JMR moved from “Juice My Ride” to JMR, and the creative shifted from playful illustration to premium, information-first storytelling. Cleaner composition. More negative space. Compatibility clarity. A consistent design language that signals engineered, not generic
Creative evolution, from playful illustration to premium product storytelling.
Creative evolution, from playful illustration to premium product storytelling.
Premium look, same message: clarity first, then confidence.

We also upgraded product communication. Buyers in this category ask the same questions every time:

  • Will this fit my exact car and port type?
  • What exactly arrives in the box?
  • Can I trust this brand to be precise?

So we stopped making shoppers work. We showed the answers visually.

Insight: In premium niches, your job is not to be loud. Your job is to be obvious.

Move 2: build the PPC engine, then point it globally

Creative wins attention. PPC scales it. Under Kirill’s direction, the expansion strategy was aggressive but not careless. We did not spray and pray. We built marketplace coverage around real intent: charger, maintainer, conditioner, plus brand-specific compatibility expectations.


The top-of-funnel result was not subtle: impressions grew to 15.5M, clicks reached 39,566, PPC orders rose to 3,329, and PPC sales reached $487,103.85.


And yes, efficiency shifted while scaling: CTR and CVR dipped, ACOS and TACOS rose. That is expected when you expand reach across marketplaces and campaign types. The important part is that it was a controlled trade-off: build coverage, then optimize.


A few examples of what coverage looked like:

  • Mexico: Sponsored Product campaigns moved 26 → 196 (+170)
  • Germany: launched 0 → 191 Sponsored Product campaigns, plus 171 Sponsored Brand campaigns
  • UAE and Saudi Arabia: went from 0 to 80 and 78 Sponsored Product campaigns, with Sponsored Brand coverage built alongside
  • Canada and UK: Sponsored Brand coverage scaled to 170 campaigns each

Insight: Campaign count is not a trophy. It is scaffolding. You build it first, then you refine.

Move 3: protect momentum with relentless case management

Amazon growth is fragile. One suppression, one compliance snag, one feedback thread left unattended, and the machine slows down. So we treated operations like a revenue function, not admin work.

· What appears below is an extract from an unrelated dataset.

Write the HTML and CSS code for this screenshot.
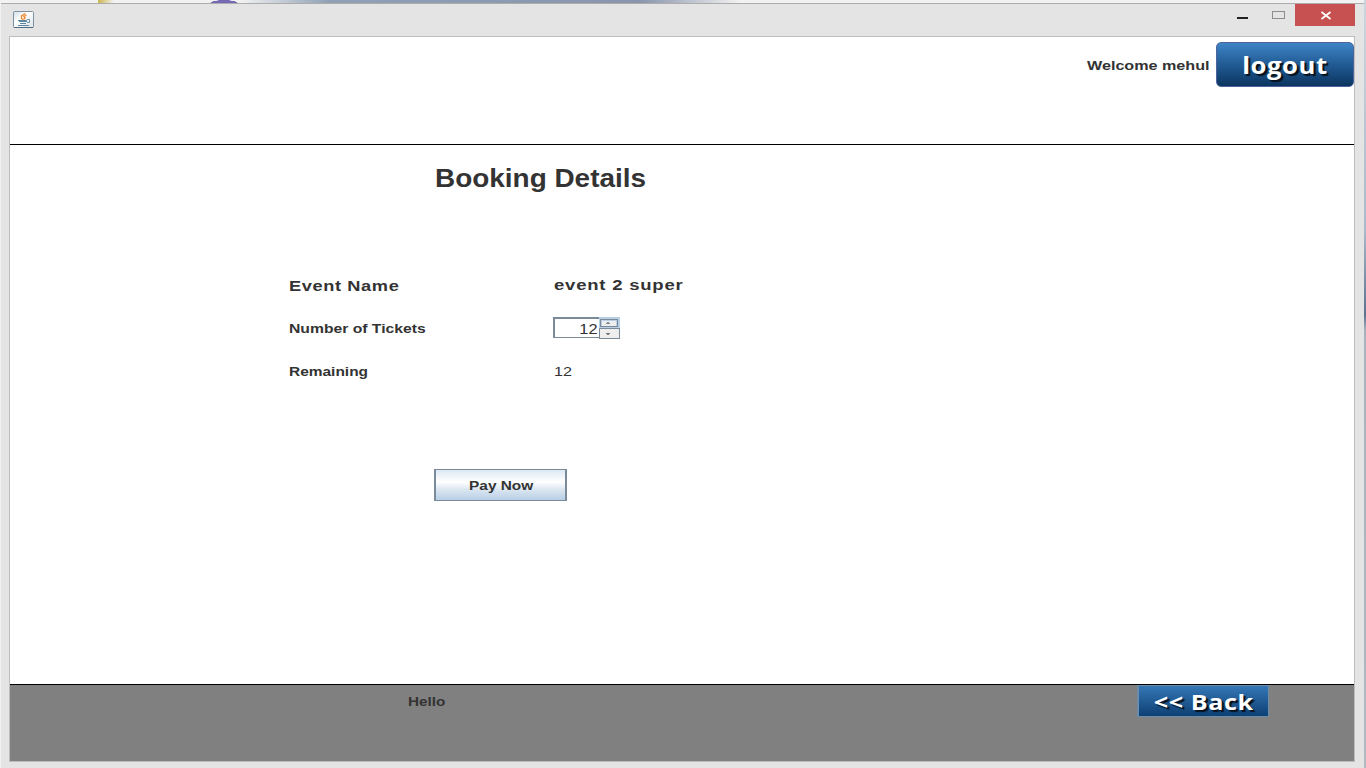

Across the year, we actively tracked and managed compliance cases, A-to-Z claims and appeals, negative feedback and review issues, and unauthorized seller incidents.
Operational guardrails that protect revenue

Selected results from the tracked case dashboards:

  • Compliance cases: 38 tracked, 37 resolved
  • Negative feedback: 21 tracked, 20 resolved
  • A-to-Z: 101 tracked, 85 resolved (16 ongoing)

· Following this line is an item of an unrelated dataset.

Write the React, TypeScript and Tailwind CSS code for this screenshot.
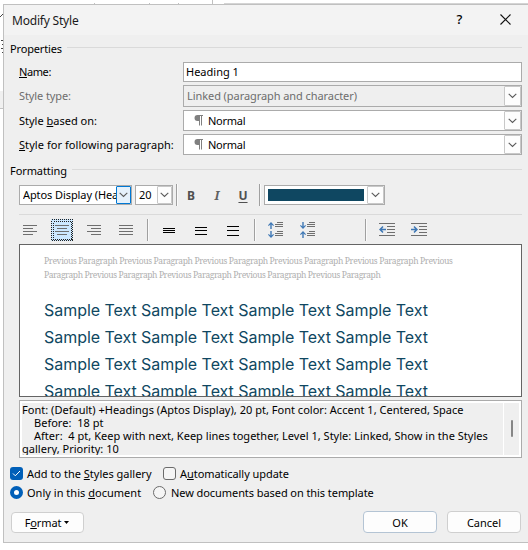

Insight: Scaling ads without protecting account health is like filling a bucket with a crack in it. You may still grow, but you will bleed margin, time, and momentum.

The payoff: global revenue, not just local wins

Once the brand looked premium, the PPC engine was built, and operational hygiene was non-negotiable, growth showed up across marketplaces.
Marketplace revenue by month and total growth (internal reporting).

Notable signals from the marketplace view:

  • UK, Germany, and France posted strong triple-digit total growth in the period shown, proving the model travels when execution stays consistent.
  • Canada grew 132%, while the US continued to grow in absolute dollars, with Q4 peaks over $112k in monthly sales shown in the table.
  • Some newer markets remain volatile or early-stage, which is normal when reviews, catalog maturity, and campaign history are still building.

Data note: marketplace totals can differ from the KPI total depending on currency conversion timing and report rollups. The story does not change: the brand crossed into the million-dollar range and scaled globally with momentum.

What actually made this work

This was not a single trick. It was a system.

Kirill’s leadership kept decisions anchored to a premium standard and real customer intent. JMR’s product quality made the promise believable. ZonHack’s execution translated that standard into repeatable workflows: clean creative, scalable PPC, and disciplined operations.

Three rules we now treat as non-negotiable:

  1. Premium buyers do not negotiate with messy visuals. Win the first two seconds or lose the click.
  2. Global PPC works when it follows intent, not ego. Scale coverage, then optimize.
  3. Account health is a growth lever. Protecting momentum matters as much as creating it.